Sunday, March 25, 2007

Spring forward, Fall back

And then, all of a sudden, my Hidden Resources failed me.

I found myself on Saturday afternoon weeping into my lunch with Anna-mouse at my knee, handing me storybooks she thought might cheer me up.

This won't do, I thought. And spent the rest of the weekend trying to catch up with myself, which felt a bit like trying to catch up with the day after the clocks went forward last night - something which always confuses me.
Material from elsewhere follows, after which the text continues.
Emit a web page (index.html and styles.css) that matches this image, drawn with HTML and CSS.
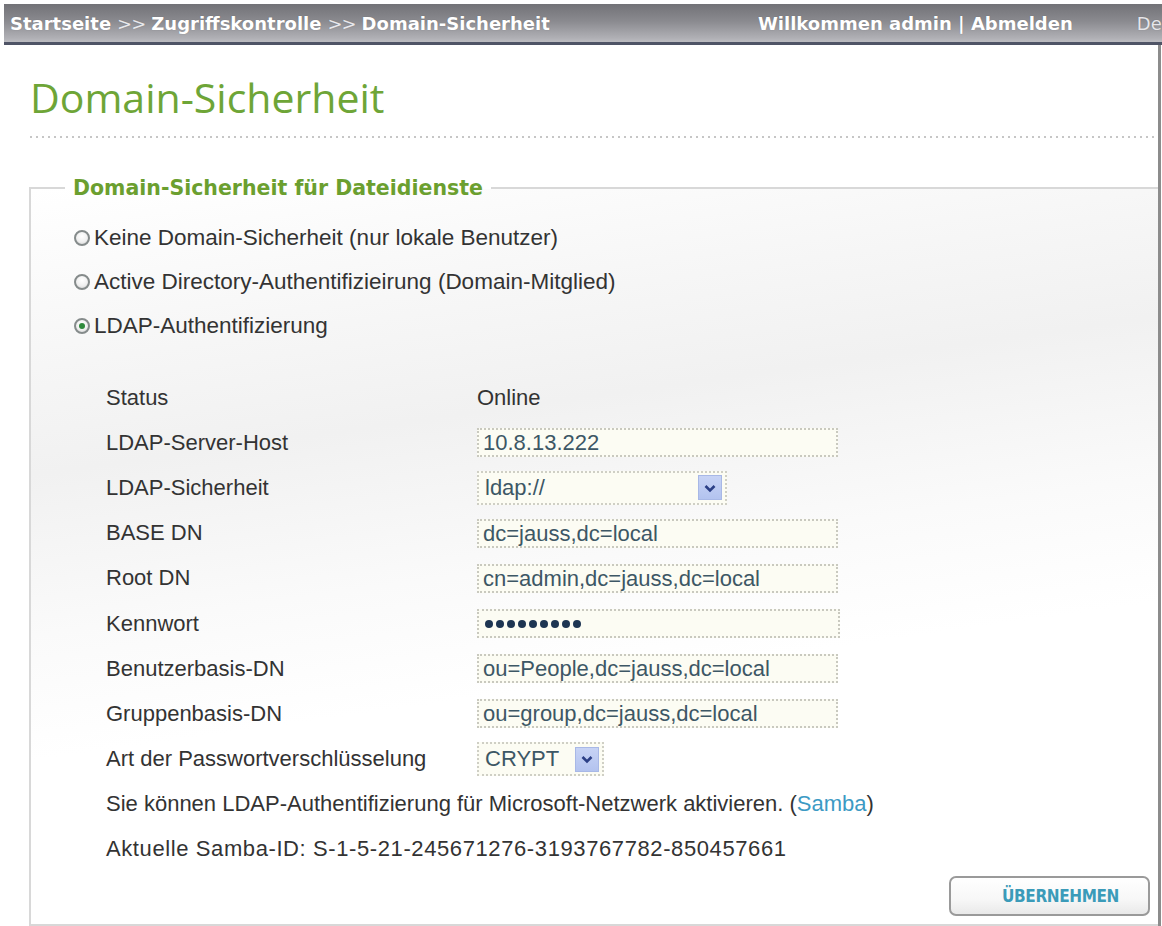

It never sits easily with me that on something close to a whim, on a certain Saturday night in March each year we set our clocks one hour forward, and on a certain Saturday night each October we set them one hour back. 'Spring forward, Fall back' is the neat little phrase someone taught me long ago for remembering which hour went where, and when.

This weekend - whose principal theme has been 'To Chemo or Not to Chemo, that is the question' - I've been doing the same. Trying to spring forward to embrace a thoroughly unembraceable idea, and finding myself falling back in a heap. It's not a conversation anyone would want to have, let alone with their fierce, proud, beautiful mother.

And yet there Esme and I were (oh, once we'd been along to the Hospital Walk-In Centre in the drizzling rain to have a rogue staple removed from her navel which had managed to get itself overlooked) sitting together in front of her fire, as we've sat together so often in the past, discussing the unthinkable. I would hope never to go to the place of that discussion again, although even as I write I know I'm fantasising, because I will accompany Esme to her second oncology appointment next Friday. It was uneasy also because she and I did not entirely agree on her choice of proposed treatment, of which there are two: Really Horrendous and Slightly Less Horrendous (but still horrendous). Esme being Esme, she wants to go for the full shebang.

Perhaps it is good to be reminded, by these sharp moments, how very, very different each one of us is. How our body belongs to no-one but ourselves. How the way in which we choose to live our life, and ultimately the manner of our death, is a deeply personal affair.

And if I can only get this damn heart of mine to catch up with my head, I may be of some use to my mother in helping to ensure that this is so for her, too.


2 comments:

Cathy said...

Learning to stand back and let loved ones make their own decisions, even when we do not wholly agree, is so hard. But your mother sounds like a lady who knows her own mind and that will give her the strength to get through whatever she chooses.

Cx

Mrs Pretzel said...

Livvy,
I feel like I've been neglecting to comment far too often when I read your posts. I just want to say that I think about you often, and that even though I've not been so good at leaving proof that I was here, I HAVE.